Como demonstrei em meu mais recente livro, Decolonizing Democracy: Power in a Solid State, o que sustenta toda essa lógica é o simulacro de democracia, especialmente o que exemplifica todos aqueles interesses, a eleição do presidente dos Estados Unidos. O simulacro, em um sentido estrito, é construído sob totalidades falsas como ‘nós, o povo’, que dependem da colheita de um agente externo com disposição permanente para violenta aniquilação: as ‘pessoas escondidas’ do Sul Global.4 O simulacro significa que o eleitorado estadunidense não está fazendo uma verdadeira escolha democrática, mas legalizando fraudulentamente bem o poder que seu país exerce globalmente. Por isso, há um efeito ondular primordial do centro para a periferia, qualquer coisa submetida ao simulacro de democracia possui um bandeira verde de legitimidade para operar livremente em uma escala global. A democracia é simulada internamente, então a tirania pode ser exercida globalmente. Todavia, como também está provado em meu livro, a simulação não é suficiente para acumular a impermeabilidade do ‘complexo proteano’, o que se requer é que aquele poder se torne encriptado.

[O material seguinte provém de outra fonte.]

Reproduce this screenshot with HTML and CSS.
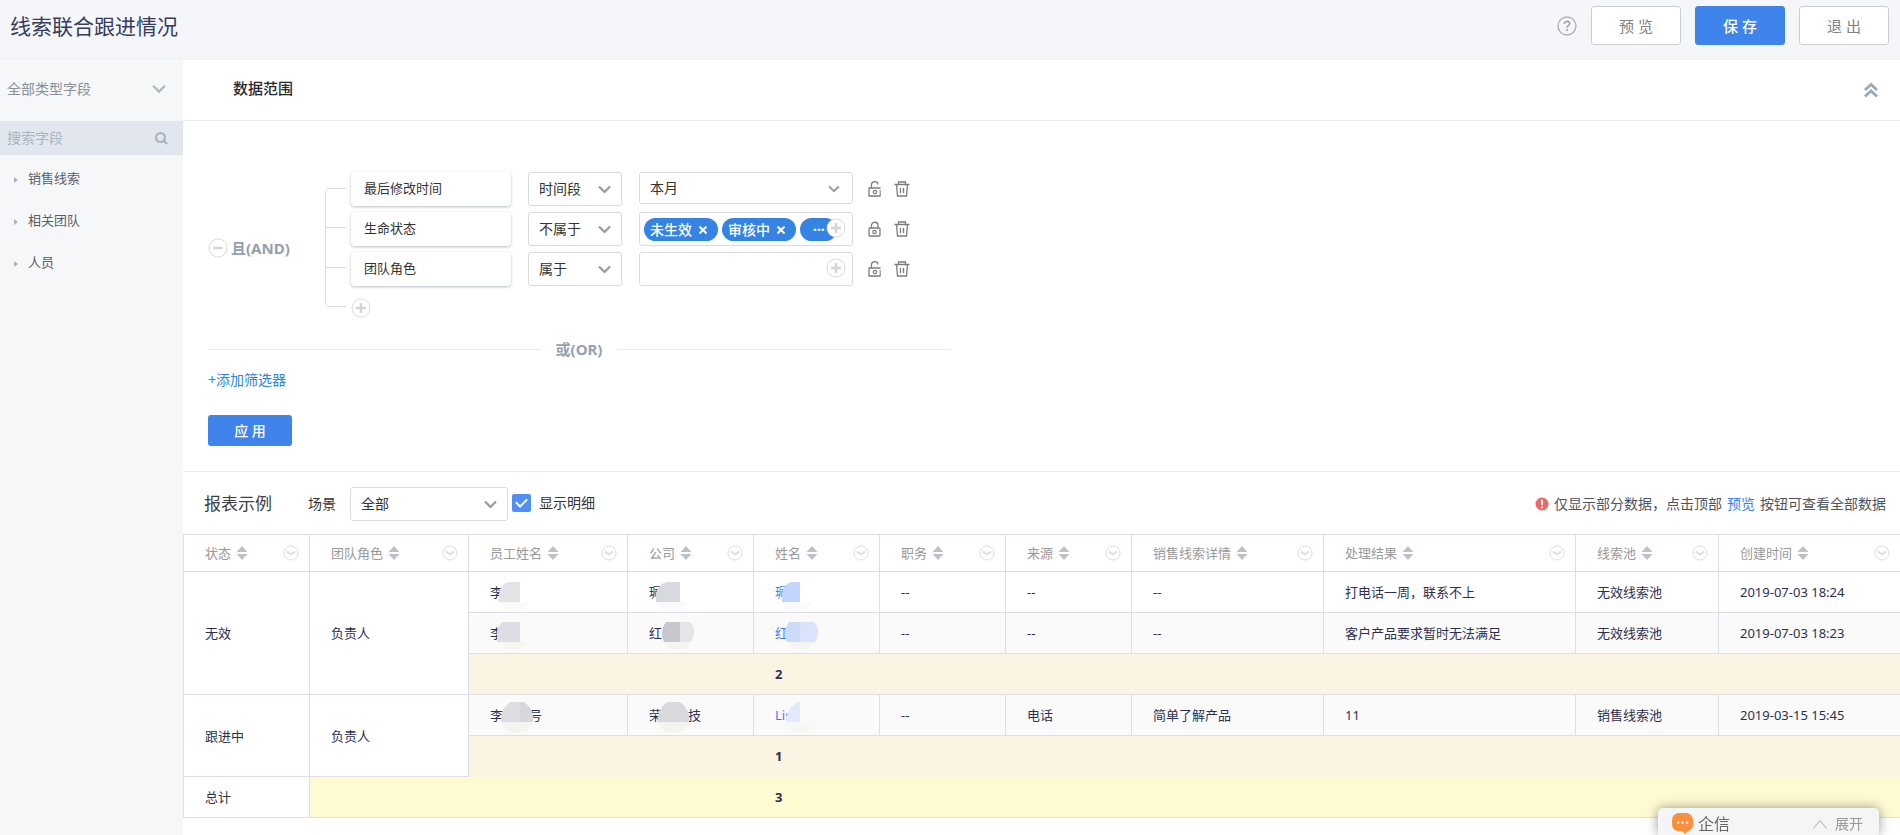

A condição ontológica da política é de que absolutamente não há condições ou qualificações além da diferença para se decidir sobre o que a política significa; este é o único significado de democracia.5 O que a encriptação inibe é a simples possibilidade de comunicação de significados que não são programados a partir de um modelo transcendente (por exemplo, a Constituição), no qual o léxico político está completamente hierarquizado e seus usos totalmente predeterminados. O complexo proteano impõe um modelo de humanidade, de desenvolvimento, de razão e de estética, e a partir deste define quem está incluído e quem pode estar submetido a um permanente estado de exceção. Entretanto, o eleitorado estadunidense está falsamente incluído no modelo, especialmente através do sistema eleitoral e bipartidário. Por isso, embora sua decisão tenha um efeito ondular global, está baseada em uma falsa escolha, uma escolha cuja consequência foi determinada anteriormente, então é simplesmente a legitimação de um aparato global de espoliação. A encriptação separa a política ao privatizá-la para o domínio exclusivo de especialistas, e embora isso seja mais antigo que Sócrates nos diálogos platônicos, os EUA elevaram essa prática para novas dimensões de aperfeiçoamento através de uma forma simulada de ‘debate público’. Quando Wall Street entrou em colapso, a fábula era a de que isso foi um problema de tal complexidade que somente poderia ser entendido por poucos que pudessem ler entre as nuances de um modelo matemático esotérico, então a maioria ficaria distante da decisão. O que a encriptação garante é um absoluto controle hierárquico social e político sobre as áreas de conflito discutíveis e as bases empírica e jurídica que podem surgir em qualquer discurso normativo.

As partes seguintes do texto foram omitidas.